* BEGIN Provided data *

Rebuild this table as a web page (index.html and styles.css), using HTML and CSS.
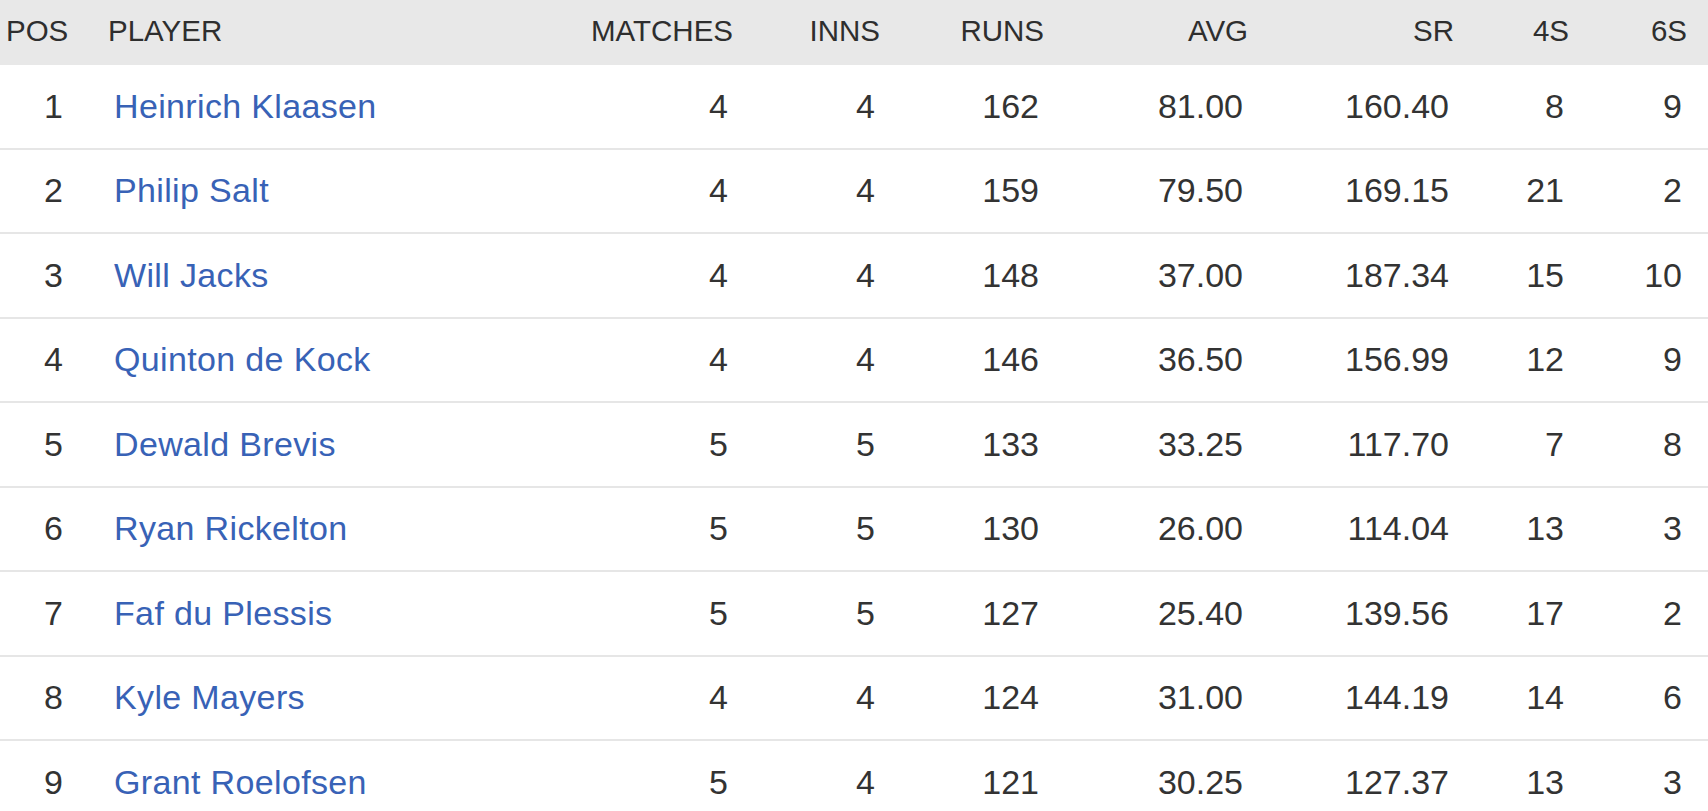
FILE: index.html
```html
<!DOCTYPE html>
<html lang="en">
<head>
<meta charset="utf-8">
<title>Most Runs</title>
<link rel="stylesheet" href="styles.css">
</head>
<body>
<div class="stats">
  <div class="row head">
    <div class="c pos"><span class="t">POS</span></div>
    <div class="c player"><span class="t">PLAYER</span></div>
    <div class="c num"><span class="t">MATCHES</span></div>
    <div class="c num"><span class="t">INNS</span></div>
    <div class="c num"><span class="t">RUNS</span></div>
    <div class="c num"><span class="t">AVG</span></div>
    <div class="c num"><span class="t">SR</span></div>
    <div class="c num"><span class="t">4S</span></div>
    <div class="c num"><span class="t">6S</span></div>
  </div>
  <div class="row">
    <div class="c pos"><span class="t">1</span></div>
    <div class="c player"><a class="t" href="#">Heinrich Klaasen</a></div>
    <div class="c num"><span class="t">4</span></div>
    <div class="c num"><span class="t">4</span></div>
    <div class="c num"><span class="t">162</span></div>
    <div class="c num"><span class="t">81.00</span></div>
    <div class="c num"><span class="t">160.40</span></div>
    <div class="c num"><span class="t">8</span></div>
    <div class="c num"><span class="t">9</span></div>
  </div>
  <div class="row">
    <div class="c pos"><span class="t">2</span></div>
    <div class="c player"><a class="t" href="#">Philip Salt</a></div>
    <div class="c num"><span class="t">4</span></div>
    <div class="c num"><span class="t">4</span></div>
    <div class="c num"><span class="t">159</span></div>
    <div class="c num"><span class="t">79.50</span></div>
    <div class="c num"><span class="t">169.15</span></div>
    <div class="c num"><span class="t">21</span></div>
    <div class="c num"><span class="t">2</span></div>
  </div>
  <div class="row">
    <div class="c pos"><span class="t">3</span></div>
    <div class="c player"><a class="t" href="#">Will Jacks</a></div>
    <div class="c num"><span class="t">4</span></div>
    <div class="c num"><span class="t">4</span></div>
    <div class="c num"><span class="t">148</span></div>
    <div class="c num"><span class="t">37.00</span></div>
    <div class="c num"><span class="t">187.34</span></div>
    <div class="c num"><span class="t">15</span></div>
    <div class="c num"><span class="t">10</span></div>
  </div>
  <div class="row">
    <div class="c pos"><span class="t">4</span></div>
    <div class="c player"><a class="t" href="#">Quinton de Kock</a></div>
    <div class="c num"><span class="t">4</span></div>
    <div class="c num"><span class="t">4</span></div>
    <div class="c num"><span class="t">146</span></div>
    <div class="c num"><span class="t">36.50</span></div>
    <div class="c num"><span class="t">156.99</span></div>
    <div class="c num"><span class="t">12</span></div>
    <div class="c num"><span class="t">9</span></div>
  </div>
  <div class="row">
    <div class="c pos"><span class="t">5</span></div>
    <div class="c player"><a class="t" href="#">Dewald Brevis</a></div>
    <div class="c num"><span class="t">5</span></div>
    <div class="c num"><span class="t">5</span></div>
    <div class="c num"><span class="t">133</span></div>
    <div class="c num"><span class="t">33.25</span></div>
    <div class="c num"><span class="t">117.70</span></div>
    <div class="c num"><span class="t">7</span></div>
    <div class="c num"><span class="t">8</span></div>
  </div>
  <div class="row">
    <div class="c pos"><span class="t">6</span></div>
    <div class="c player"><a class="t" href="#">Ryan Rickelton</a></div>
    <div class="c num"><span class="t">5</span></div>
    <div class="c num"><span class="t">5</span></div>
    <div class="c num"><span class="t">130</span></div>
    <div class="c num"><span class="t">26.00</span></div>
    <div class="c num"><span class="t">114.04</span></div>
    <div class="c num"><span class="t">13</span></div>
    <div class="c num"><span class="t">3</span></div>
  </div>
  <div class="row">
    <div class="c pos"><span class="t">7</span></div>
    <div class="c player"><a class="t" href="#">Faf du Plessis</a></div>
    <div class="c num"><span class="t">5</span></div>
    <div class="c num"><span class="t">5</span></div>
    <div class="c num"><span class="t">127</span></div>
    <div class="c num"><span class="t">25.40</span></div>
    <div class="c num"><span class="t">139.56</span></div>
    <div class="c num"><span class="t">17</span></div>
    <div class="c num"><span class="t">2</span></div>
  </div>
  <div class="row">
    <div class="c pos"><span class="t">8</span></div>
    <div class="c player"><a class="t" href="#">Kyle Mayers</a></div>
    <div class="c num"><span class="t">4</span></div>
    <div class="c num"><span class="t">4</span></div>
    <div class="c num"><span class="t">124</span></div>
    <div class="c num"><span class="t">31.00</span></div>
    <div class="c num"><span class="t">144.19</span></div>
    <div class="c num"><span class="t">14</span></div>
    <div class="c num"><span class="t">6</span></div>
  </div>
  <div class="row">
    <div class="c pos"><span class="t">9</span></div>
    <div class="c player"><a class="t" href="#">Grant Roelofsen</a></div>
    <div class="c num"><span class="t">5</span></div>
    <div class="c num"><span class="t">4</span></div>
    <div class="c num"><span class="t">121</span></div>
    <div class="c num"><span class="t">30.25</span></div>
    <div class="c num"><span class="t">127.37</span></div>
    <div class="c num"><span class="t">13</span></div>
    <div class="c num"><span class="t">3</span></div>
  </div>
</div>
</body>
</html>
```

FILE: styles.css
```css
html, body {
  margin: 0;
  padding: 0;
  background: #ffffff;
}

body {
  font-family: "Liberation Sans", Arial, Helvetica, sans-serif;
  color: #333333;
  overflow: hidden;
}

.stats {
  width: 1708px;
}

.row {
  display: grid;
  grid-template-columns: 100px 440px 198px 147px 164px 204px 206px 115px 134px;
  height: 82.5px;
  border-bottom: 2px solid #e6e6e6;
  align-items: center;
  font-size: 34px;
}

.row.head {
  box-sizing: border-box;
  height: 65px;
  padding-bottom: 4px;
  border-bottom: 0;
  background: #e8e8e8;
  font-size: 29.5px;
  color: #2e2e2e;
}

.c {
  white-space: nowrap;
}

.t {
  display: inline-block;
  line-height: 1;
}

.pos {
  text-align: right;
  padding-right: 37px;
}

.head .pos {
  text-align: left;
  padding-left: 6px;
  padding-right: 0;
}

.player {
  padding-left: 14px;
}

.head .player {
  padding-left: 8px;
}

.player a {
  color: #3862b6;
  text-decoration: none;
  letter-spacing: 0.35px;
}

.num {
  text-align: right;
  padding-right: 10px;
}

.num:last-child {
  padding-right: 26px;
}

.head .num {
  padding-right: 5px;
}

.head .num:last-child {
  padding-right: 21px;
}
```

* END Provided data *

» Stated problem
Leave out all pictures, then copy the remaining material exactly.

» Exercise result
Rebuild this table as a web page (index.html and styles.css), using HTML and CSS.
FILE: index.html
```html
<!DOCTYPE html>
<html lang="en">
<head>
<meta charset="utf-8">
<title>Most Runs</title>
<link rel="stylesheet" href="styles.css">
</head>
<body>
<div class="stats">
  <div class="row head">
    <div class="c pos"><span class="t">POS</span></div>
    <div class="c player"><span class="t">PLAYER</span></div>
    <div class="c num"><span class="t">MATCHES</span></div>
    <div class="c num"><span class="t">INNS</span></div>
    <div class="c num"><span class="t">RUNS</span></div>
    <div class="c num"><span class="t">AVG</span></div>
    <div class="c num"><span class="t">SR</span></div>
    <div class="c num"><span class="t">4S</span></div>
    <div class="c num"><span class="t">6S</span></div>
  </div>
  <div class="row">
    <div class="c pos"><span class="t">1</span></div>
    <div class="c player"><a class="t" href="#">Heinrich Klaasen</a></div>
    <div class="c num"><span class="t">4</span></div>
    <div class="c num"><span class="t">4</span></div>
    <div class="c num"><span class="t">162</span></div>
    <div class="c num"><span class="t">81.00</span></div>
    <div class="c num"><span class="t">160.40</span></div>
    <div class="c num"><span class="t">8</span></div>
    <div class="c num"><span class="t">9</span></div>
  </div>
  <div class="row">
    <div class="c pos"><span class="t">2</span></div>
    <div class="c player"><a class="t" href="#">Philip Salt</a></div>
    <div class="c num"><span class="t">4</span></div>
    <div class="c num"><span class="t">4</span></div>
    <div class="c num"><span class="t">159</span></div>
    <div class="c num"><span class="t">79.50</span></div>
    <div class="c num"><span class="t">169.15</span></div>
    <div class="c num"><span class="t">21</span></div>
    <div class="c num"><span class="t">2</span></div>
  </div>
  <div class="row">
    <div class="c pos"><span class="t">3</span></div>
    <div class="c player"><a class="t" href="#">Will Jacks</a></div>
    <div class="c num"><span class="t">4</span></div>
    <div class="c num"><span class="t">4</span></div>
    <div class="c num"><span class="t">148</span></div>
    <div class="c num"><span class="t">37.00</span></div>
    <div class="c num"><span class="t">187.34</span></div>
    <div class="c num"><span class="t">15</span></div>
    <div class="c num"><span class="t">10</span></div>
  </div>
  <div class="row">
    <div class="c pos"><span class="t">4</span></div>
    <div class="c player"><a class="t" href="#">Quinton de Kock</a></div>
    <div class="c num"><span class="t">4</span></div>
    <div class="c num"><span class="t">4</span></div>
    <div class="c num"><span class="t">146</span></div>
    <div class="c num"><span class="t">36.50</span></div>
    <div class="c num"><span class="t">156.99</span></div>
    <div class="c num"><span class="t">12</span></div>
    <div class="c num"><span class="t">9</span></div>
  </div>
  <div class="row">
    <div class="c pos"><span class="t">5</span></div>
    <div class="c player"><a class="t" href="#">Dewald Brevis</a></div>
    <div class="c num"><span class="t">5</span></div>
    <div class="c num"><span class="t">5</span></div>
    <div class="c num"><span class="t">133</span></div>
    <div class="c num"><span class="t">33.25</span></div>
    <div class="c num"><span class="t">117.70</span></div>
    <div class="c num"><span class="t">7</span></div>
    <div class="c num"><span class="t">8</span></div>
  </div>
  <div class="row">
    <div class="c pos"><span class="t">6</span></div>
    <div class="c player"><a class="t" href="#">Ryan Rickelton</a></div>
    <div class="c num"><span class="t">5</span></div>
    <div class="c num"><span class="t">5</span></div>
    <div class="c num"><span class="t">130</span></div>
    <div class="c num"><span class="t">26.00</span></div>
    <div class="c num"><span class="t">114.04</span></div>
    <div class="c num"><span class="t">13</span></div>
    <div class="c num"><span class="t">3</span></div>
  </div>
  <div class="row">
    <div class="c pos"><span class="t">7</span></div>
    <div class="c player"><a class="t" href="#">Faf du Plessis</a></div>
    <div class="c num"><span class="t">5</span></div>
    <div class="c num"><span class="t">5</span></div>
    <div class="c num"><span class="t">127</span></div>
    <div class="c num"><span class="t">25.40</span></div>
    <div class="c num"><span class="t">139.56</span></div>
    <div class="c num"><span class="t">17</span></div>
    <div class="c num"><span class="t">2</span></div>
  </div>
  <div class="row">
    <div class="c pos"><span class="t">8</span></div>
    <div class="c player"><a class="t" href="#">Kyle Mayers</a></div>
    <div class="c num"><span class="t">4</span></div>
    <div class="c num"><span class="t">4</span></div>
    <div class="c num"><span class="t">124</span></div>
    <div class="c num"><span class="t">31.00</span></div>
    <div class="c num"><span class="t">144.19</span></div>
    <div class="c num"><span class="t">14</span></div>
    <div class="c num"><span class="t">6</span></div>
  </div>
  <div class="row">
    <div class="c pos"><span class="t">9</span></div>
    <div class="c player"><a class="t" href="#">Grant Roelofsen</a></div>
    <div class="c num"><span class="t">5</span></div>
    <div class="c num"><span class="t">4</span></div>
    <div class="c num"><span class="t">121</span></div>
    <div class="c num"><span class="t">30.25</span></div>
    <div class="c num"><span class="t">127.37</span></div>
    <div class="c num"><span class="t">13</span></div>
    <div class="c num"><span class="t">3</span></div>
  </div>
</div>
</body>
</html>
```

FILE: styles.css
```css
html, body {
  margin: 0;
  padding: 0;
  background: #ffffff;
}

body {
  font-family: "Liberation Sans", Arial, Helvetica, sans-serif;
  color: #333333;
  overflow: hidden;
}

.stats {
  width: 1708px;
}

.row {
  display: grid;
  grid-template-columns: 100px 440px 198px 147px 164px 204px 206px 115px 134px;
  height: 82.5px;
  border-bottom: 2px solid #e6e6e6;
  align-items: center;
  font-size: 34px;
}

.row.head {
  box-sizing: border-box;
  height: 65px;
  padding-bottom: 4px;
  border-bottom: 0;
  background: #e8e8e8;
  font-size: 29.5px;
  color: #2e2e2e;
}

.c {
  white-space: nowrap;
}

.t {
  display: inline-block;
  line-height: 1;
}

.pos {
  text-align: right;
  padding-right: 37px;
}

.head .pos {
  text-align: left;
  padding-left: 6px;
  padding-right: 0;
}

.player {
  padding-left: 14px;
}

.head .player {
  padding-left: 8px;
}

.player a {
  color: #3862b6;
  text-decoration: none;
  letter-spacing: 0.35px;
}

.num {
  text-align: right;
  padding-right: 10px;
}

.num:last-child {
  padding-right: 26px;
}

.head .num {
  padding-right: 5px;
}

.head .num:last-child {
  padding-right: 21px;
}
```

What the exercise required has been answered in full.